Travel Ready has three divisions: United States, Europe, and Caribbean. Corporate headquarters is in Boston. Travel Ready corporate headquarters incurs costs of $34,000,000 annually, which is an indirect cost of the divisions. Corporate headquarters currently allocates this cost to the divisions based on the revenues of each division. The president has asked each division manager to suggest an allocation base for the corporate headquarters costs from among revenues, division margin, direct costs, and number of employees. The following is relevant information about each division:

United States Europe Caribbean Revenues $40,000,000 $34,000,000 $26,000,000 Direct costs 25,000,000 21,000,000 14,000,000 Division margin $15,000,000 $13,000,000 $12,000,000 Division margin percentage 37.5% 38.2% 46.2% Number of employees 15,000 20,000 10,000

1. Allocate the corporate headquarters costs of Travel Ready to each of the three divisions using revenues, direct costs, division margin, and number of employees as the allocation bases. Calculate operating margins for each division after allocating headquarters costs.
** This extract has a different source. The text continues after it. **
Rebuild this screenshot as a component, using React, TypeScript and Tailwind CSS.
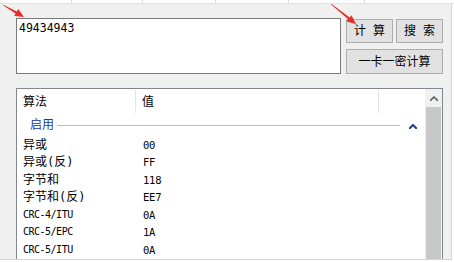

2. Which method of allocation would you expect each manager to recommend? Explain.

3. What factors would you consider in deciding which allocation base Travel Ready should use?

4. Suppose Travel Ready decides to use number of employees as the allocation base. Should the European division be closed? Why or why not?

Suppose Travel Ready decides to use number of employees as the allocation base. Should the European division be closed? Why or why not?